Noi che abbiamo una fede vacillante. Noi che abbiamo spesso l'incredulità come compagna di vita. Noi che non ci pare così facile credere alla resurrezione e alla vita eterna. Noi che anche accettare la bontà di Dio a volte ci pare una faticaccia. Noi che quando la vita ci stende coi suoi metodi poco ortodossi il primo pensiero è un'imprecazione e non una professione di fede.
Sì Marta è uguale a noi.

Noi che le contraddizioni nostre e altrui non ce la facciamo proprio ad affrontarle di slancio. Noi che ci rifiutiamo di risolvere i grandi interrogativi dell'esistenza con una risposta da catechismo. Noi che le quattro convinzioni che abbiamo le consumiamo di domande e interrogativi.

Marta è tale e quale a noi.
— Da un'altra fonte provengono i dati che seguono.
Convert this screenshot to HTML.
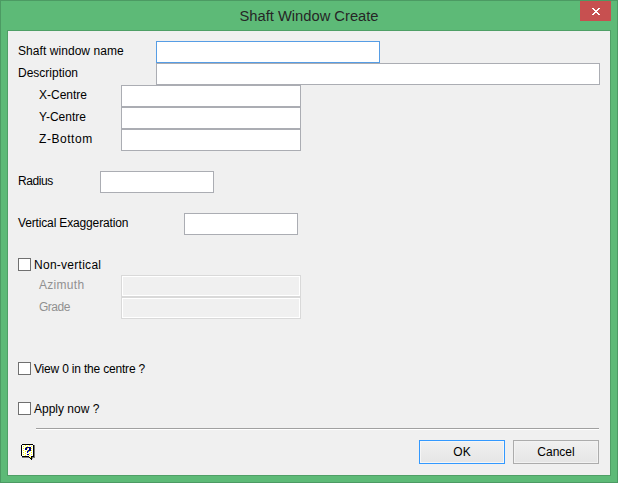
<!DOCTYPE html>
<html><head><meta charset="utf-8"><style>
html,body{margin:0;padding:0;}
body{width:618px;height:483px;position:relative;overflow:hidden;background:#5dba77;font-family:"Liberation Sans",sans-serif;font-size:12px;color:#000;}
.a{position:absolute;}
#frame{left:0;top:0;width:616px;height:481px;border:1px solid #4c9a63;}
#title{left:0;top:7px;width:618px;text-align:center;font-size:15.5px;color:#262626;line-height:18px;transform:scaleX(0.95);}
#close{left:580px;top:1px;width:31px;height:20px;background:#c75050;}
#client{left:7px;top:30px;width:602px;height:444px;border:1px solid #4f9f66;background:#f0f0f0;}
.lbl{position:absolute;white-space:nowrap;line-height:14px;}
.dis{color:#909090;}
.ed{position:absolute;box-sizing:border-box;height:22px;background:#fff;border:1px solid #abadb3;}
.ed.f{border-color:#569de5;}
.ed.d{background:#f0f0f0;border:1px solid #d9d9d9;box-shadow:inset 1px 1px 0 #fff,inset -1px -1px 0 #fff;}
.cb{position:absolute;box-sizing:border-box;width:13px;height:13px;border:1px solid #707070;background:#fff;left:18px;}
.btn{position:absolute;box-sizing:border-box;top:440px;width:86px;height:24px;border:1px solid #acacac;background:linear-gradient(#f0f0f0,#e5e5e5);box-shadow:inset 0 0 0 1px #f2f2f2;text-align:center;line-height:22px;padding-top:0;}
.btn.def{border-color:#3399ff;box-shadow:inset 0 0 0 1px #f6f6f6;}
#sep{left:36px;top:428px;width:563px;height:1px;background:#a0a0a0;border-bottom:1px solid #fff;}
</style></head><body>
<div class="a" id="frame"></div>
<div class="a" id="title">Shaft Window Create</div>
<div class="a" id="close"><svg width="31" height="20" style="position:absolute;left:0;top:0" fill="#fff" shape-rendering="crispEdges"><rect x="12" y="7" width="1" height="1"/><rect x="13" y="7" width="1" height="1"/><rect x="18" y="7" width="1" height="1"/><rect x="19" y="7" width="1" height="1"/><rect x="13" y="8" width="1" height="1"/><rect x="14" y="8" width="1" height="1"/><rect x="17" y="8" width="1" height="1"/><rect x="18" y="8" width="1" height="1"/><rect x="14" y="9" width="1" height="1"/><rect x="15" y="9" width="1" height="1"/><rect x="16" y="9" width="1" height="1"/><rect x="17" y="9" width="1" height="1"/><rect x="15" y="10" width="1" height="1"/><rect x="16" y="10" width="1" height="1"/><rect x="14" y="11" width="1" height="1"/><rect x="15" y="11" width="1" height="1"/><rect x="16" y="11" width="1" height="1"/><rect x="17" y="11" width="1" height="1"/><rect x="13" y="12" width="1" height="1"/><rect x="14" y="12" width="1" height="1"/><rect x="17" y="12" width="1" height="1"/><rect x="18" y="12" width="1" height="1"/><rect x="12" y="13" width="1" height="1"/><rect x="13" y="13" width="1" height="1"/><rect x="18" y="13" width="1" height="1"/><rect x="19" y="13" width="1" height="1"/></svg></div>
<div class="a" id="client"></div>

<div class="lbl" style="letter-spacing:0.06px;left:18px;top:44px">Shaft window name</div>
<div class="ed f" style="left:156px;top:41px;width:224px"></div>
<div class="lbl" style="left:18px;top:66px">Description</div>
<div class="ed" style="left:156px;top:63px;width:444px"></div>

<div class="lbl" style="left:39px;top:88px">X-Centre</div>
<div class="ed" style="left:121px;top:85px;width:180px"></div>
<div class="lbl" style="left:39px;top:110px">Y-Centre</div>
<div class="ed" style="left:121px;top:107px;width:180px"></div>
<div class="lbl" style="letter-spacing:0.55px;left:39px;top:132px">Z-Bottom</div>
<div class="ed" style="left:121px;top:129px;width:180px"></div>

<div class="lbl" style="letter-spacing:-0.4px;left:18px;top:174px">Radius</div>
<div class="ed" style="left:100px;top:171px;width:114px"></div>

<div class="lbl" style="letter-spacing:-0.15px;left:18px;top:216px">Vertical Exaggeration</div>
<div class="ed" style="left:184px;top:213px;width:114px"></div>

<div class="cb" style="top:258px"></div>
<div class="lbl" style="letter-spacing:0.27px;left:34px;top:258px">Non-vertical</div>
<div class="lbl dis" style="letter-spacing:0.3px;left:39px;top:278px">Azimuth</div>
<div class="ed d" style="left:121px;top:275px;width:180px"></div>
<div class="lbl dis" style="letter-spacing:-0.5px;left:39px;top:300px">Grade</div>
<div class="ed d" style="left:121px;top:297px;width:180px"></div>

<div class="cb" style="top:362px"></div>
<div class="lbl" style="letter-spacing:-0.19px;left:34px;top:362px">View 0 in the centre ?</div>
<div class="cb" style="top:402px"></div>
<div class="lbl" style="left:34px;top:402px">Apply now ?</div>

<div class="a" id="sep"></div>
<svg class="a" style="left:21px;top:444px" width="15" height="17" shape-rendering="crispEdges"><rect x="1" y="0" width="11" height="1" fill="#000"/><rect x="0" y="1" width="1" height="1" fill="#000"/><rect x="1" y="1" width="3" height="1" fill="#fff"/><rect x="4" y="1" width="1" height="1" fill="#ffff00"/><rect x="5" y="1" width="3" height="1" fill="#fff"/><rect x="8" y="1" width="1" height="1" fill="#ffff00"/><rect x="9" y="1" width="3" height="1" fill="#fff"/><rect x="12" y="1" width="1" height="1" fill="#000"/><rect x="13" y="1" width="1" height="1" fill="#7a7a7a"/><rect x="0" y="2" width="1" height="1" fill="#000"/><rect x="1" y="2" width="1" height="1" fill="#fff"/><rect x="2" y="2" width="1" height="1" fill="#ffff00"/><rect x="3" y="2" width="3" height="1" fill="#fff"/><rect x="6" y="2" width="1" height="1" fill="#ffff00"/><rect x="7" y="2" width="3" height="1" fill="#fff"/><rect x="10" y="2" width="1" height="1" fill="#ffff00"/><rect x="11" y="2" width="1" height="1" fill="#fff"/><rect x="12" y="2" width="1" height="1" fill="#000"/><rect x="13" y="2" width="1" height="1" fill="#7a7a7a"/><rect x="0" y="3" width="1" height="1" fill="#000"/><rect x="1" y="3" width="3" height="1" fill="#fff"/><rect x="4" y="3" width="1" height="1" fill="#ffff00"/><rect x="5" y="3" width="5" height="1" fill="#000080"/><rect x="10" y="3" width="2" height="1" fill="#fff"/><rect x="12" y="3" width="1" height="1" fill="#000"/><rect x="13" y="3" width="1" height="1" fill="#7a7a7a"/><rect x="0" y="4" width="1" height="1" fill="#000"/><rect x="1" y="4" width="1" height="1" fill="#fff"/><rect x="2" y="4" width="1" height="1" fill="#ffff00"/><rect x="3" y="4" width="1" height="1" fill="#fff"/><rect x="4" y="4" width="2" height="1" fill="#000080"/><rect x="6" y="4" width="1" height="1" fill="#ffff00"/><rect x="7" y="4" width="1" height="1" fill="#fff"/><rect x="8" y="4" width="2" height="1" fill="#000080"/><rect x="10" y="4" width="1" height="1" fill="#ffff00"/><rect x="11" y="4" width="1" height="1" fill="#fff"/><rect x="12" y="4" width="1" height="1" fill="#000"/><rect x="13" y="4" width="1" height="1" fill="#7a7a7a"/><rect x="0" y="5" width="1" height="1" fill="#000"/><rect x="1" y="5" width="3" height="1" fill="#fff"/><rect x="4" y="5" width="2" height="1" fill="#000080"/><rect x="6" y="5" width="2" height="1" fill="#fff"/><rect x="8" y="5" width="2" height="1" fill="#000080"/><rect x="10" y="5" width="2" height="1" fill="#fff"/><rect x="12" y="5" width="1" height="1" fill="#000"/><rect x="13" y="5" width="1" height="1" fill="#7a7a7a"/><rect x="0" y="6" width="1" height="1" fill="#000"/><rect x="1" y="6" width="1" height="1" fill="#fff"/><rect x="2" y="6" width="1" height="1" fill="#ffff00"/><rect x="3" y="6" width="3" height="1" fill="#fff"/><rect x="6" y="6" width="1" height="1" fill="#ffff00"/><rect x="7" y="6" width="3" height="1" fill="#000080"/><rect x="10" y="6" width="1" height="1" fill="#ffff00"/><rect x="11" y="6" width="1" height="1" fill="#fff"/><rect x="12" y="6" width="1" height="1" fill="#000"/><rect x="13" y="6" width="1" height="1" fill="#7a7a7a"/><rect x="0" y="7" width="1" height="1" fill="#000"/><rect x="1" y="7" width="3" height="1" fill="#fff"/><rect x="4" y="7" width="1" height="1" fill="#ffff00"/><rect x="5" y="7" width="1" height="1" fill="#fff"/><rect x="6" y="7" width="1" height="1" fill="#000080"/><rect x="7" y="7" width="1" height="1" fill="#2040ff"/><rect x="8" y="7" width="1" height="1" fill="#ffff00"/><rect x="9" y="7" width="3" height="1" fill="#fff"/><rect x="12" y="7" width="1" height="1" fill="#000"/><rect x="13" y="7" width="1" height="1" fill="#7a7a7a"/><rect x="0" y="8" width="1" height="1" fill="#000"/><rect x="1" y="8" width="1" height="1" fill="#fff"/><rect x="2" y="8" width="1" height="1" fill="#ffff00"/><rect x="3" y="8" width="3" height="1" fill="#fff"/><rect x="6" y="8" width="1" height="1" fill="#000080"/><rect x="7" y="8" width="3" height="1" fill="#fff"/><rect x="10" y="8" width="1" height="1" fill="#ffff00"/><rect x="11" y="8" width="1" height="1" fill="#fff"/><rect x="12" y="8" width="1" height="1" fill="#000"/><rect x="13" y="8" width="1" height="1" fill="#7a7a7a"/><rect x="0" y="9" width="1" height="1" fill="#000"/><rect x="1" y="9" width="3" height="1" fill="#fff"/><rect x="4" y="9" width="1" height="1" fill="#ffff00"/><rect x="5" y="9" width="3" height="1" fill="#fff"/><rect x="8" y="9" width="1" height="1" fill="#ffff00"/><rect x="9" y="9" width="3" height="1" fill="#fff"/><rect x="12" y="9" width="1" height="1" fill="#000"/><rect x="13" y="9" width="1" height="1" fill="#7a7a7a"/><rect x="0" y="10" width="1" height="1" fill="#000"/><rect x="1" y="10" width="1" height="1" fill="#fff"/><rect x="2" y="10" width="1" height="1" fill="#ffff00"/><rect x="3" y="10" width="3" height="1" fill="#fff"/><rect x="6" y="10" width="2" height="1" fill="#000080"/><rect x="8" y="10" width="2" height="1" fill="#fff"/><rect x="10" y="10" width="1" height="1" fill="#ffff00"/><rect x="11" y="10" width="1" height="1" fill="#fff"/><rect x="12" y="10" width="1" height="1" fill="#000"/><rect x="13" y="10" width="1" height="1" fill="#7a7a7a"/><rect x="0" y="11" width="1" height="1" fill="#000"/><rect x="1" y="11" width="3" height="1" fill="#fff"/><rect x="4" y="11" width="1" height="1" fill="#ffff00"/><rect x="5" y="11" width="3" height="1" fill="#fff"/><rect x="8" y="11" width="1" height="1" fill="#ffff00"/><rect x="9" y="11" width="3" height="1" fill="#fff"/><rect x="12" y="11" width="1" height="1" fill="#000"/><rect x="13" y="11" width="1" height="1" fill="#7a7a7a"/><rect x="1" y="12" width="7" height="1" fill="#000"/><rect x="8" y="12" width="2" height="1" fill="#fff"/><rect x="10" y="12" width="3" height="1" fill="#000"/><rect x="13" y="12" width="1" height="1" fill="#7a7a7a"/><rect x="1" y="13" width="7" height="1" fill="#7a7a7a"/><rect x="8" y="13" width="1" height="1" fill="#000"/><rect x="9" y="13" width="1" height="1" fill="#ffff00"/><rect x="10" y="13" width="1" height="1" fill="#000"/><rect x="11" y="13" width="3" height="1" fill="#7a7a7a"/><rect x="9" y="14" width="2" height="1" fill="#000"/><rect x="11" y="14" width="1" height="1" fill="#9a9a9a"/><rect x="10" y="15" width="1" height="1" fill="#000"/></svg>
<div class="btn def" style="left:419px">OK</div>
<div class="btn" style="left:513px">Cancel</div>
</body></html>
Noi uomini e donne. Nè più né meno che uomini e donne. Ammesso che sia poco.

Ma il fuoriclasse c'è, grazie al cielo.

Le disse Gesù: «Non ti ho detto che, se crederai, vedrai la gloria di Dio?».

Nessun rimprovero, nessuna ripicca. Solo un'altra occasione, un invito. Di più, anzi. Un braccio tesa a cui aggrapparsi perché la donna non resti schiacciata sotto la pietra di quel sepolcro. E l'ostacolo su cui s'è fermata Marta viene immediatamente trasformato da quelle parole in un trampolino di nuovo affidamento a Dio. Lì dove la fede della donna sembra morire nel dubbio, incomincia ad essere in modo più vero: crede su e per la Parola del Maestro. Dribbling d'autore. Non c'è che dire, roba "di un altro pianeta".

La vera maturità della fede non consiste nel non vacillare mai. Quella piuttosto è la forma più ingenua e immatura del credere. Una fede adulta invece non è mai "una volta per tutte", ma è il "tutti i giorni" dello stringere quella fune che sollevandoti dal tuo dubbio ti salva dal disorientamento e dalla disperazione. E' il quotidiano consegnarsi a una Parola che non perde occasione e non lascia passare giorno senza interpellarti e senza invitarti a lasciarti afferrare.

Perché, in definitiva, nel credere il Primato è sempre di Dio e la forza nell'affrontare ciò che ci scandalizza non può stare nelle nostre convinzioni, ma solo nella Sua Parola. Si tratta di aggrapparsi a quella Mano, come fece Marta, una di noi.

Perché va detto: in quella Mano sì che c'è talento da vendere.